Maybe you are thinking about getting help with your book project. Maybe you wonder if it’s worth it. Whatever form that coaching takes, it is worth it. A book coach can help you save time, frustration, and money down the drain because you will stop book writing, publishing, and promotion mistakes before they start.

Here’s 11 Common Author Mistakes and How to Solve Them

One. Emerging authors don’t know their book’s purpose. Answer the question why are you are writing it? For fame, fortune? To answer a challenge? To brand your business and make money? To entertain?

Two. Emerging authors don’t know who is their preferred audience (it’s not everyone, what their preferred audience wants (as in solutions for a challenge), or where to reach them so the promotion and marketing dollars spend will bring a high Return on Investment (ROI). This is the most common and costly mistake, because a general audience is much harder to write for (you must include each audience in each chapter), and harder to market and promote. Your audience is all important in social media too.

Remember, it’s always best to write the book your audience wants rather than write a book and hope others will buy.

Three. Many emerging authors are afraid to invest money (not spend, because the payoffs are at least 5-1) for coaching. They may lack trust in what a book coach can do for them. That is an online phenomenon, so be sure to check out your possible book coach’s website. Does she give good free content that helps you? Does she give ways to sample her coaching at a low cost? In one short interactive phone session, you can ask questions before you decide to move toward ongoing coaching.

Four. New authors think they need to write a print book of 200 plus pages, need an agent and a publisher. But today’s audience is online and wants a short book with just the key points. They want their challenges solved. They want easy-to-read. They don’t need so many stories because their reading time is limited. They want information fast and easy. They will be happy to buy and print out a short electronic book under 100 pages, and as long as they get answers, they don’t care who your publisher is.

Five. Emerging authors leap into an introductory chapter all about THEIR story. You audience wants what you can do for them first. If you use your story, interweave it with your copy that engages your reader by using the format “YOU.”

Six. Writers don’t realize they need to write the easiest chapter first. If they pick a difficult one, they get stuck fast, and either give up or go on to more research.

Seven. Emerging authors think they need to research a lot. Really, what you know is already in you about one particular topic. Make a short list of questions on one topic for each chapter of your book. Then, answer them. Now you have part of the middle of your chapter. Research usually tells, and your readers want to be included, not told. .

Eight. Both emerging and professional authors write on and on without giving their reader a break or a reason to read on. Get your readers to turn pages and keep turning to finish when you put benefit-driven headlines up in your non-fiction work. Use a hook after each headline to pull readers along. Ask a question or two to include them about where they are now with this particular challenge.

Nine.  Authors forget to use a hook at the beginning of the chapter and after each heading. They launch on telling their reader all kinds of info they didn’t set the reader up to want.
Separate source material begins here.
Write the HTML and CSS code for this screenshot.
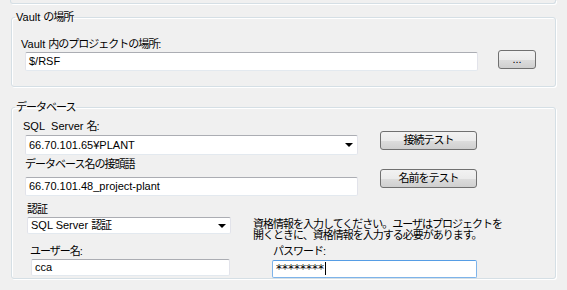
FILE: index.html
```html
<!DOCTYPE html>
<html lang="ja">
<head>
    <meta charset="UTF-8">
    <title>Vault 設定</title>
    <link rel="stylesheet" href="styles.css">
</head>
<body>
    <div class="top-box"></div>

    <fieldset class="group vault-group">
        <legend>Vault <span class="jp">の場所</span></legend>
        <div class="label vault-label">Vault <span class="jp">内のプロジェクトの場所</span>:</div>
        <div class="row">
            <div class="field vault-path">$/RSF</div>
            <div class="btn btn-browse">...</div>
        </div>
    </fieldset>

    <fieldset class="group db-group">
        <legend class="jp">データベース</legend>
        <div class="label sql-label">SQL&nbsp; Server <span class="jp">名</span>:</div>
        <div class="row">
            <div class="field combo server-combo">66.70.101.65¥PLANT<span class="arrow"></span></div>
            <div class="btn btn-test jp">接続テスト</div>
        </div>
        <div class="label prefix-label jp">データベース名の接頭語</div>
        <div class="row">
            <div class="field prefix-field">66.70.101.48_project-plant</div>
            <div class="btn btn-test jp">名前をテスト</div>
        </div>
        <div class="auth">
            <div class="auth-left">
                <div class="label jp">認証</div>
                <div class="field combo auth-combo">SQL Server <span class="jp">認証</span><span class="arrow"></span></div>
                <div class="label user-label"><span class="jp">ユーザー名</span>:</div>
                <div class="field user-field">cca</div>
            </div>
            <div class="auth-right">
                <div class="info jp">資格情報を入力してください。ユーザはプロジェクトを<br>開くときに、資格情報を入力する必要があります。</div>
                <div class="label pass-label"><span class="jp">パスワード</span>:</div>
                <div class="field pass-field">********<span class="caret"></span></div>
            </div>
        </div>
    </fieldset>
</body>
</html>
```

FILE: styles.css
```css
body {
    margin: 0;
    background-color: #f0f0f0;
    font-family: "Liberation Sans", "Noto Sans CJK JP", sans-serif;
    font-size: 11px;
    color: #000;
    width: 567px;
    height: 290px;
    overflow: hidden;
}

/* Japanese glyphs are narrower in the original dialog font */
.jp {
    letter-spacing: -1px;
}

.top-box {
    margin-left: 10px;
    width: 544px;
    height: 3px;
    border: 1px solid #d5dfe5;
    border-top: none;
    border-radius: 0 0 3px 3px;
    box-shadow: 1px 1px 0 #fff;
}

.group {
    margin: 0 0 0 11px;
    width: 543px;
    padding: 0;
    border: 1px solid #d5dfe5;
    border-radius: 3px;
    box-shadow: inset 1px 1px 0 #fff, 1px 1px 0 #fff;
}

.group legend {
    margin-left: 3px;
    padding: 0 1px;
    line-height: 14px;
}

.vault-group {
    margin-top: 6px;
    padding-bottom: 15px;
}

.label {
    line-height: 14px;
    white-space: nowrap;
}

.vault-label {
    margin: 13px 0 0 9px;
}

.row {
    display: flex;
    align-items: flex-start;
}

.field {
    position: relative;
    box-sizing: border-box;
    background: #fff;
    border: 1px solid #e2e3ea;
    border-top-color: #abadb3;
    border-bottom-color: #e3e9ef;
    border-radius: 2px;
    padding-left: 3px;
    white-space: nowrap;
}

.vault-path {
    margin: 1px 0 0 13px;
    width: 453px;
    height: 19px;
    line-height: 17px;
}

.btn {
    box-sizing: border-box;
    border: 1px solid #707070;
    border-radius: 3px;
    background: linear-gradient(#f2f2f2 0%, #ebebeb 50%, #dddddd 51%, #cfcfcf 100%);
    text-align: center;
    white-space: nowrap;
}

.btn-browse {
    margin: -1px 0 0 20px;
    width: 38px;
    height: 19px;
    line-height: 17px;
}

.db-group {
    margin-top: 13px;
    height: 177px;
}

.sql-label {
    margin: 5px 0 0 11px;
}

.combo .arrow {
    position: absolute;
    right: 4px;
    top: 50%;
    margin-top: -2px;
    border-left: 4px solid transparent;
    border-right: 4px solid transparent;
    border-top: 4px solid #000;
}

.server-combo {
    margin: 2px 0 0 13px;
    width: 333px;
    height: 20px;
    line-height: 18px;
}

.btn-test {
    margin-left: 22px;
    width: 97px;
    height: 19px;
    line-height: 17px;
}

.prefix-label {
    margin: 2px 0 0 13px;
}

.prefix-field {
    margin: 6px 0 0 13px;
    width: 333px;
    height: 19px;
    line-height: 17px;
}

.row .btn-test {
    margin-top: -2px;
}

.auth {
    display: flex;
    margin-top: 6px;
}

.auth-left {
    margin-left: 15px;
    width: 204px;
}

.auth-combo {
    margin-top: 1px;
    width: 204px;
    height: 17px;
    line-height: 15px;
}

.user-label {
    margin: 10px 0 0 3px;
}

.user-field {
    margin: 1px 0 0 4px;
    width: 199px;
    height: 17px;
    line-height: 15px;
}

.auth-right {
    margin-left: 22px;
}

.info {
    margin-top: 17px;
    line-height: 11px;
    white-space: nowrap;
}

.pass-label {
    margin: 3px 0 0 20px;
}

.pass-field {
    margin: 2px 0 0 19px;
    width: 205px;
    height: 18px;
    line-height: 16px;
    border-color: #7eb4ea;
    border-top-color: #569de5;
    font-family: "DejaVu Sans", sans-serif;
    font-size: 12px;
}

.caret {
    display: inline-block;
    width: 1px;
    height: 13px;
    margin-left: 1px;
    vertical-align: -2px;
    background: #000;
}
```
You the author must motivate your reader to keep reading to finish each chapter. Then, the whole book. Now, you have your strong 24/7 sales team to give good “word-of-mouth.”

Ten. Authors don’t realize a hook includes a few questions about where your audience is now. Or, some wild facts that affect your reader. After the hook, let your reader know the benefits of reading the chapter.

Eleven. Non-fiction authors forget to put a finish on the end of the chapter. Maybe action steps. But always a last paragraph that gives the reader a reason to turn to the next chapter. Remember benefits sell.

Most clients tell me that they receive the value of the coaching costs and more when they get coaching, because their book is much more saleable.

Check out my 1/2 hour breakthrough book coaching to get insight on how our partnership can greatly help you with your book project.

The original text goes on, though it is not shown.